I've seen some other bug reports about this, but none that quite matched my issue, and I thought it might help track this down since I'm using a fresh install of this module, with no upgrading.

Details:

Drupal 5.3
XML Sitemap 5.x-1.4

No upgrades of Drupal or XML Sitemap (never used GSitemap on this site). The site's been up and running for a few weeks; I just installed XML Sitemap this afternoon.

When I installed XML Sitemap and created my first sitemap, I noticed that hardly any path aliases appear.

I'm including nodes and taxonomy, but not users, in my sitemap.

When I first generated the sitemap, there were

205 lines containing 'html' (so, using the alias I'd assigned)
2452 lines containing '/node' (so, not finding an alias)

Taking a quick look at the database:

node has 2781 rows
url_alias has 2371 rows
xmlsitemap_node has 231 rows

So a large number of url_alias entries exist that are not getting picked up by xmlsitemap.

Reading through other comments, it looks like the problem may be related to joins to the comments table, so I unchecked the 'Count comments in change date and frequency' option and saved the configuration settings, then visited my sitemap again.

This time, there were

1759 lines containing 'html' (so, using the alias I'd assigned)
0 lines containing '/node' (no, not finding an alias)
902 lines that look like this:

http://dev.mysite.com/ 2007-12-19T20:02:07+00:00 monthly 0.4

Does this info help track down the issue?

Thanks!

Kristi

Comments

darren oh’s picture

Category: bug » support
Status: Active » Closed (works as designed)
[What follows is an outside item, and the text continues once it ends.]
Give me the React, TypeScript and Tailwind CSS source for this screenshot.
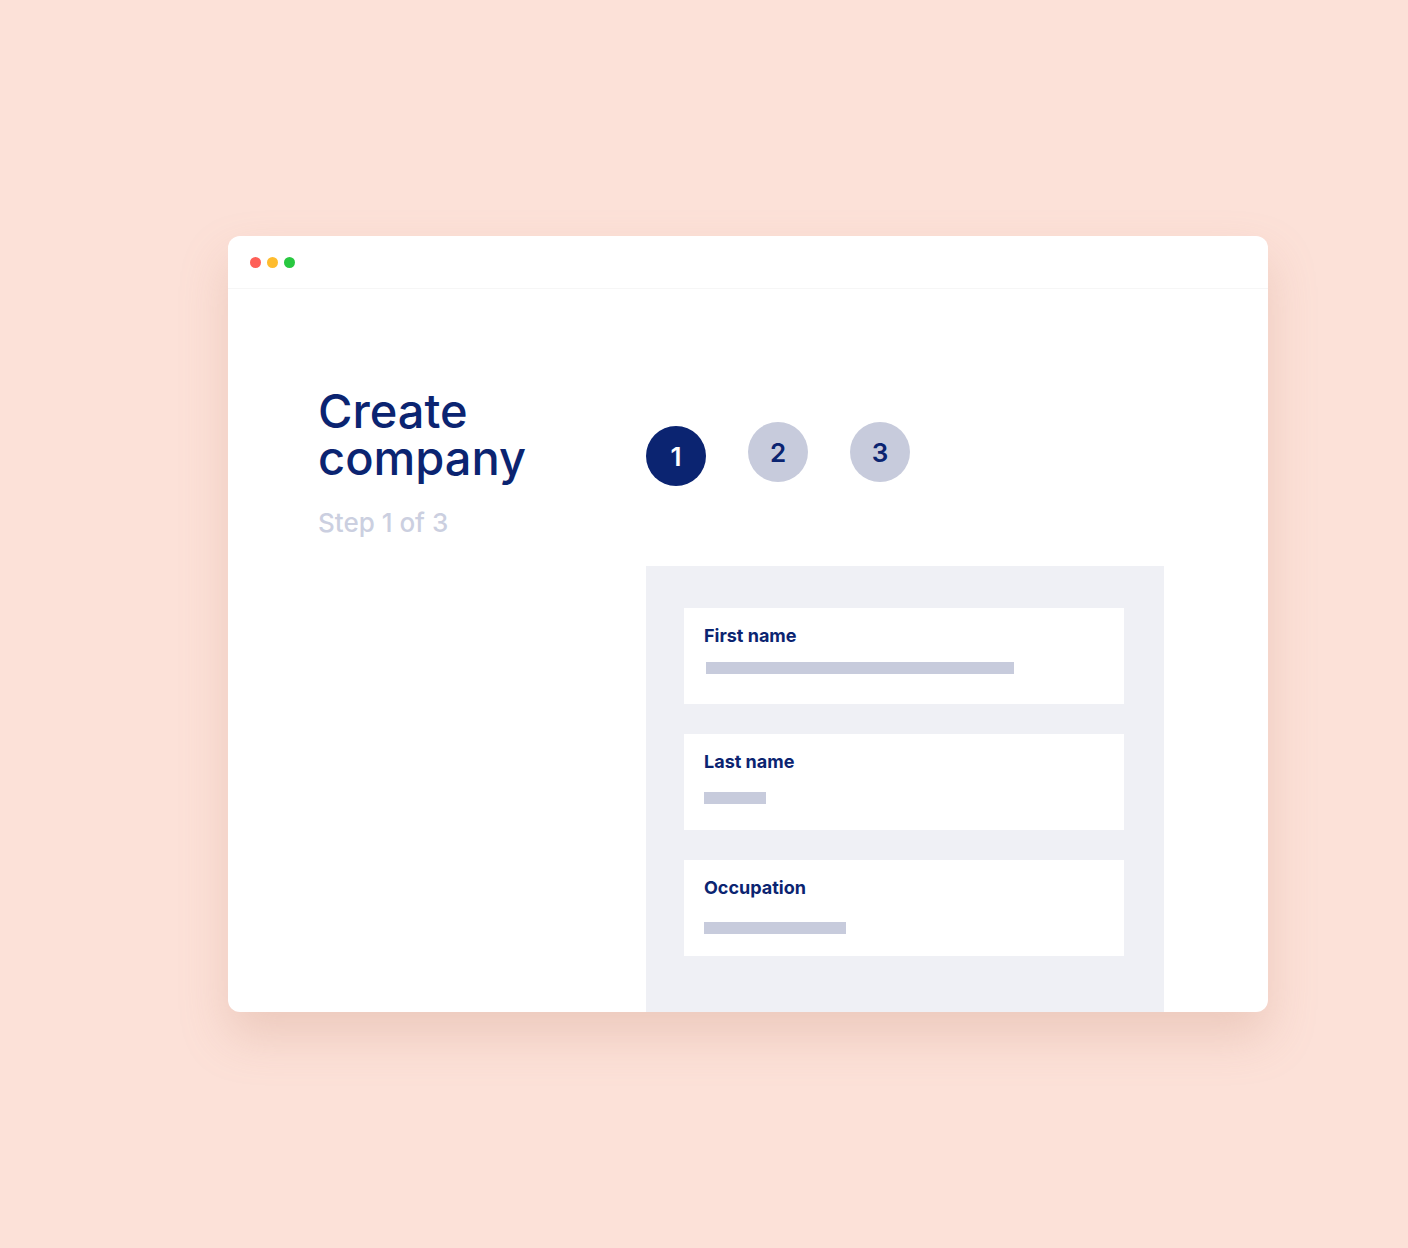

Loading cron.php multiple times should fix the problem, unless your issue is a duplicate of 198173.

kristi wachter’s picture

Category: support » feature
Status: Closed (works as designed) » Active

Ah. I see.

So, cron's run several times since I posted this last night, so now there are 2781 rows in xmlsitemap_node .
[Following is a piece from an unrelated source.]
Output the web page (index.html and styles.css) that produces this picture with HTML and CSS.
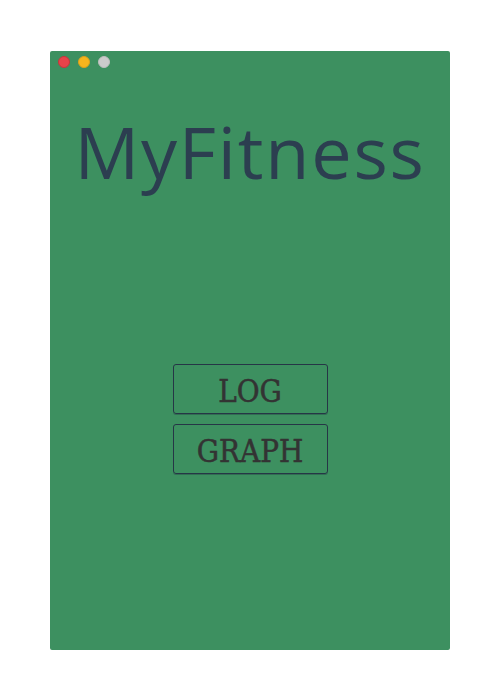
FILE: index.html
```html
<!DOCTYPE html>
<html>
<head>
<meta charset="utf-8">
<link rel="stylesheet" href="styles.css">
</head>
<body>
<div class="window">
  <div class="lights">
    <span class="dot red"></span>
    <span class="dot yellow"></span>
    <span class="dot gray"></span>
  </div>
  <h1 class="title">MyFitness</h1>
  <div class="buttons">
    <button class="btn">LOG</button>
    <button class="btn">GRAPH</button>
  </div>
</div>
</body>
</html>
```
FILE: styles.css
```css
html, body {
  margin: 0;
  padding: 0;
  background: #ffffff;
}
body {
  padding: 51px 50px 0 50px;
}
.window {
  width: 400px;
  height: 599px;
  background: #3d9060;
  border-radius: 2px;
  display: flex;
  flex-direction: column;
  align-items: center;
}
.lights {
  align-self: flex-start;
  display: flex;
  gap: 8px;
  padding: 5px 0 0 8px;
}
.dot {
  width: 12px;
  height: 12px;
  border-radius: 50%;
  box-sizing: border-box;
}
.red { background: #e8434a; border: 1px solid #c8353a; }
.yellow { background: #f6b51e; border: 1px solid #dea11a; }
.gray { background: #cbcbcb; border: 1px solid #bdbdbd; }
.title {
  margin: 47px 0 0 0;
  font-family: "Open Sans", sans-serif;
  font-weight: 400;
  font-size: 72px;
  line-height: 1;
  color: #2c3e50;
  letter-spacing: 1.8px;
}
.buttons {
  margin-top: 177px;
  display: flex;
  flex-direction: column;
  gap: 10px;
}
.btn {
  width: 155px;
  height: 50px;
  background: transparent;
  border: 1px solid #263646;
  border-radius: 3px;
  box-shadow: 0 1px 0 rgba(30, 45, 60, 0.35);
  font-family: "DejaVu Serif Condensed", "DejaVu Serif", serif;
  font-stretch: semi-condensed;
  font-size: 31px;
  color: #333333;
  -webkit-text-stroke: 0.5px #333333;
  padding: 4px 0 0 0;
  line-height: 1;
  cursor: pointer;
}
```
However, I'm still seeing a few dozen lines that just have

http://dev.mysite.com/ 2007-12-19T20:02:07+00:00 monthly 0.4

in them, and that doesn't change if I go back to the config page and select the 'Count comments in change date and frequency' option.

Would it be possible to display a status on the Config page, next to the "Your site map is at http://dev.example.com/sitemap.xml. " link, that says "The site map is not yet ready to be submitted" and changes to "The site map is ready for submission now", so people know when all the data has been added?

Also, could the documentation contain some info about this, so users know that the module needs several cron cycles before the map is ready to submit to search engines?

Since submitting to search engines with the wrong data (whether it's the plain 'http://dev.example.com/' entries with no full page, or the 'node/x' entries) can cause serious problems, it seems like there should be a option to not submit the sitemap to search engines whenever either of these problems appears in the sitemap.

Thanks!

darren oh’s picture

Status: Active » Closed (duplicate)

Work has already been done toward this. Duplicate of issue 198173.